Wow. That is, I mean, really dumb. The "be-bop saxophonist" line is a prime example of Paglia's tendency to write things that are incredibly, how does one say, wrong and dumb. I've heard hundreds of be-bop records, and I've heard enough of Sarah Palin talking to know that her style is more Charlie "Corky" Thacher on Life Goes On than Charlie Parker at Massey Hall. It has the "rippling momentum" of diarrhea; not Bud Powell's solo on "Dance of Infidels."
Here is how you write a piece by Camille Paglia: "I love talking about myself a lot and how I was controversial in the 80s and how I liked Madonna despite being a feminist (WHAT?! Did I throw you for a loopdy-doo there? That's what I do!) and I like to describe some lame-ass band like Jefferson Airplane as 'Dionysian' or some shit, and I like to ruffle all those wispy, girly feathers on the left and I'm in touch with popular culture please believe that please believe that I can bring up Botticelli when talking about Angelina Jolie I'm in touch and smart and opinionated and sassy. I like Matt Drudge and he's a maverick even though he refuses to acknowledge his own homosexuality because it would alienate all the mouth-breathing bigots who read his ugly site."

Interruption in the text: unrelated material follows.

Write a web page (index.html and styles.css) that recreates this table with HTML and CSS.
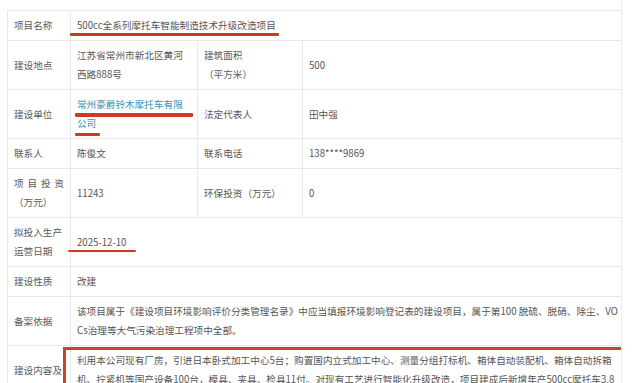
FILE: index.html
```html
<!DOCTYPE html>
<html lang="zh-CN">
<head>
<meta charset="utf-8">
<title>项目信息</title>
<link rel="stylesheet" href="styles.css">
</head>
<body>
<div class="page">
  <table class="info">
    <colgroup>
      <col class="c1"><col class="c2"><col class="c3"><col class="c4">
    </colgroup>
    <tr class="r1">
      <th>项目名称</th>
      <td colspan="3"><span class="mark mark-title">500cc全系列摩托车智能制造技术升级改造项目</span></td>
    </tr>
    <tr>
      <th>建设地点</th>
      <td>江苏省常州市新北区黄河西路888号</td>
      <th><span class="blk">建筑面积</span><span class="blk">（平方米）</span></th>
      <td>500</td>
    </tr>
    <tr>
      <th>建设单位</th>
      <td><div class="unit"><span class="link">常州豪爵铃木摩托车有限公司</span><i class="bar bar-a"></i><i class="bar bar-b"></i></div></td>
      <th>法定代表人</th>
      <td>田中强</td>
    </tr>
    <tr>
      <th>联系人</th>
      <td>陈俊文</td>
      <th>联系电话</th>
      <td>138****9869</td>
    </tr>
    <tr>
      <th><span class="blk just">项目投资</span><span class="blk">（万元）</span></th>
      <td>11243</td>
      <th>环保投资（万元）</th>
      <td>0</td>
    </tr>
    <tr>
      <th>拟投入生产运营日期</th>
      <td colspan="3"><span class="mark mark-date">2025-12-10</span></td>
    </tr>
    <tr>
      <th>建设性质</th>
      <td colspan="3">改建</td>
    </tr>
    <tr>
      <th>备案依据</th>
      <td colspan="3" class="para">该项目属于《建设项目环境影响评价分类管理名录》中应当填报环境影响登记表的建设项目，属于第100 脱硫、脱硝、除尘、VOCs治理等大气污染治理工程项中全部。</td>
    </tr>
    <tr>
      <th>建设内容及规模</th>
      <td colspan="3" class="para">利用本公司现有厂房，引进日本卧式加工中心5台；购置国内立式加工中心、测量分组打标机、箱体自动装配机、箱体自动拆箱机、拧紧机等国产设备100台，模具、夹具、检具11付。对现有工艺进行智能化升级改造，项目建成后新增年产500cc摩托车3.8万辆的生产能力。</td>
    </tr>
  </table>
  <div class="box"></div>
</div>
</body>
</html>
```

FILE: styles.css
```css
html, body {
  margin: 0;
  padding: 0;
  background: #fff;
}

.page {
  position: relative;
  width: 622px;
  height: 383px;
  padding: 10px 0 0 7px;
  box-sizing: border-box;
  border-right: 1px solid #ececec;
  overflow: hidden;
  font-family: "Noto Sans CJK SC", "Noto Sans", sans-serif;
  font-size: 9.64px;
  line-height: 19px;
  color: #555;
}

.info {
  width: 618px;
  table-layout: fixed;
  border-collapse: collapse;
}

.c1 { width: 63px; }
.c2 { width: 127px; }
.c3 { width: 105px; }
.c4 { width: 323px; }

.info th,
.info td {
  border: 1px solid #e8e8e8;
  padding: 5px 6px;
  text-align: left;
  vertical-align: middle;
  font-weight: normal;
  word-break: break-all;
}

.info th {
  color: #5a5a5a;
}

.info td {
  color: #555;
}

.blk {
  display: block;
}

.just {
  text-align: justify;
  text-align-last: justify;
}

.link {
  color: #3a8fb8;
}

.mark {
  position: relative;
  display: inline-block;
}

.mark::after {
  content: "";
  position: absolute;
  background: #cc3a22;
  border-radius: 1px;
}

.mark-title::after {
  left: -7px;
  right: -3px;
  top: 17px;
  height: 2.5px;
}

.mark-date::after {
  left: -9px;
  right: -10px;
  top: 17px;
  height: 2.5px;
}

.unit {
  position: relative;
}

.bar {
  position: absolute;
  left: -2px;
  background: #cc3a22;
  border-radius: 1px;
}

.bar-a {
  top: 18px;
  width: 118px;
  height: 4px;
}

.bar-b {
  top: 38px;
  width: 25px;
  height: 3px;
}

.box {
  position: absolute;
  left: 63px;
  top: 347px;
  width: 566px;
  height: 70px;
  box-sizing: border-box;
  border: 3px solid #c8432a;
}
```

So, yeah, that's basically it I think. You know you are reading Paglia when you continually cringe at how lame she is when she tries to be cool ("like a be-bop saxophonist"=


My anger is mostly spurred by recently reading this thing about an anthology of poetry she put out. Oh it's got the cringe factor-the egotism, the lame pop cultural references, the sprinklings of "High Culture," along with that indefinable "high school teacher trying to be cool and dance with the students at Homecoming" quality. Anyways, It's about poetry. After reading it I actually want her to go back to writing 78 more pieces about how that award-show kiss between Britney Spears and signaled a rebirth of 5th century Athens in America or something. Her selections are often atrocious (i.e. "Howl is my favorite Allen Ginsberg poem"-Great choice! By any chance, is "Legend" your favorite Bob Marley album?), her taste is embarrassing (Bukowski over late Wallace Stevens? Yikes.) and her analyses are sub- 8th-grade English book report.